Sur Genèse 32, 4-31
Tu as été fort contre Dieu
Robert Rouquette
Etudes 274, 1952, p. 222s

La lutte de Jacob avec l’ange, événement troublant s’il en est au livre des Ecritures ! Jacob, sur lui repose la promesse divine, le dessein immuable qu’a le Dieu fidèle de béatifier le peuple issu d’Abraham, et par ce peuple l’humanité tout entière. Le voici seul au moment où il revient en cette terre de Canaan, premier symbole et arrhes sensibles de l’accomplissement du dessein de Dieu. Seul, il a laissé les siens et tous ses biens de l’autre côté du Yabbok ; lui, il reste solitaire sur la rive déserte, en attente. Dans cette solitude et cette disponibilité, il va rencontrer Dieu.
Quelqu’un le prend à bras le corps. Quelqu’un ? Le texte complexe hésite : ce Quelqu’un, c’est un homme, mais c’est Dieu aussi. L’Ineffable, ce Quelqu’un ne veut pas dire son nom qui, dans l’esprit des sémites, révèle l’essence et la livre ; car mon nom est mystère, déclarera Dieu à Manoah, père de Samson. Mystère tel que l’homme ne pourrait pas en supporter la pleine révélation sans être écrasé et mourir : L’homme ne saurait voir ma face et mourir, dira Dieu à Moïse. Après la rencontre, Jacob se tâte les membres : J’ai vu Dieu face à face et je ne suis point mort, gémit-il. Dieu face à face ? Non, mais Dieu qui apparaît sous forme humaine, ce que les textes anciens appellent souvent l’Ange de Dieu, c’est-à-dire Dieu lui-même qui voile sa gloire brûlante, et manifeste ainsi quelque chose de son être. Toute la nuit, Dieu lutte avec l’homme, joue ce jeu de la lutte ; et ce Dieu Créateur, le Tout-Puissant, Dieu des armées célestes, choisit de ne pas écraser de sa force l’homme. Il emploie une ruse avec ce rusé ; au lieu de le mettre brutalement hors de combat, l’Ange de Dieu déboîte la hanche de Jacob. Et pour autant l’homme n’est pas encore à merci ; il continue de résister ! Il faut que Dieu supplie qu’on le laisse aller : lâche-moi, demande-t-il à l’homme son adversaire.

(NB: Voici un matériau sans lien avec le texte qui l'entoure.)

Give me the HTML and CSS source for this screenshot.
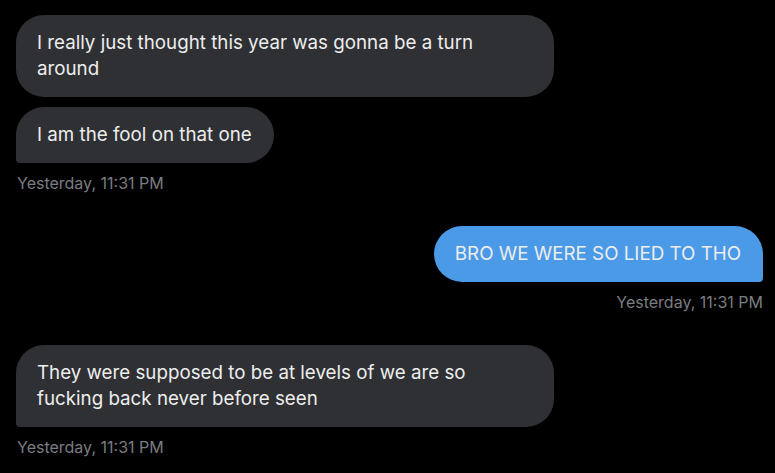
FILE: index.html
```html
<!DOCTYPE html>
<html>
<head>
<meta charset="utf-8">
<link rel="stylesheet" href="styles.css">
</head>
<body>
<div class="chat">
  <div class="group in">
    <div class="bubble">I really just thought this year was gonna be a turn around</div>
    <div class="bubble last">I am the fool on that one</div>
    <div class="time">Yesterday, 11:31 PM</div>
  </div>
  <div class="group out">
    <div class="bubble last">BRO WE WERE SO LIED TO THO</div>
    <div class="time">Yesterday, 11:31 PM</div>
  </div>
  <div class="group in">
    <div class="bubble last">They were supposed to be at levels of we are so fucking back never before seen</div>
    <div class="time">Yesterday, 11:31 PM</div>
  </div>
</div>
</body>
</html>
```
FILE: styles.css
```css
html, body {
  margin: 0;
  padding: 0;
  background: #000;
}
body {
  width: 775px;
  height: 473px;
  overflow: hidden;
}
.chat {
  display: flex;
  flex-direction: column;
  gap: 33px;
  padding: 15px 12px 0 16px;
}
.group {
  display: flex;
  flex-direction: column;
  gap: 10px;
}
.group.in { align-items: flex-start; }
.group.out { align-items: flex-end; }
.bubble {
  box-sizing: border-box;
  max-width: 538px;
  padding: 15px 22px 15px 21px;
  border-radius: 28px;
  background: #2f3033;
  color: #eceded;
  font-family: Inter, sans-serif;
  font-size: 18.75px;
  line-height: 26px;
}
.in .bubble.last { border-bottom-left-radius: 4px; }
.out .bubble {
  background: #4b9ae8;
}
.out .bubble.last { border-bottom-right-radius: 4px; }
.time {
  color: #7a7d81;
  font-family: Inter, sans-serif;
  font-size: 16px;
  line-height: 20px;
  padding-left: 1px;
}
```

Le Dieu de la lutte de Jacob est un vaincu. Il s’est anéanti en forme d’esclave, ose dire Paul du Christ crucifié. Vaincu et faible, le Tout-Puissant ! Vaincu par amour pour nous. La miséricorde, la pitié en lui vainquent la justice, le précipitent dans ce que Paul en balbutiant appelle, d’un mot presque scandaleux, un anéantissement, la kénose : cette croix où, suprême paradoxe, le Dieu Vivant vient faire pour nous sauver l’expérience de la mort avec l’homme pécheur. Bien sûr, cette défaite de Dieu, qui est notre victoire, ne peut se comprendre que dans la lumière sanglante qui jaillit pour l’éternité du Golgotha. De cette flamme vivante, toute la Bible est éclairée, et c’est à sa clarté aveuglante seulement que prend tout son sens le dessein de Dieu.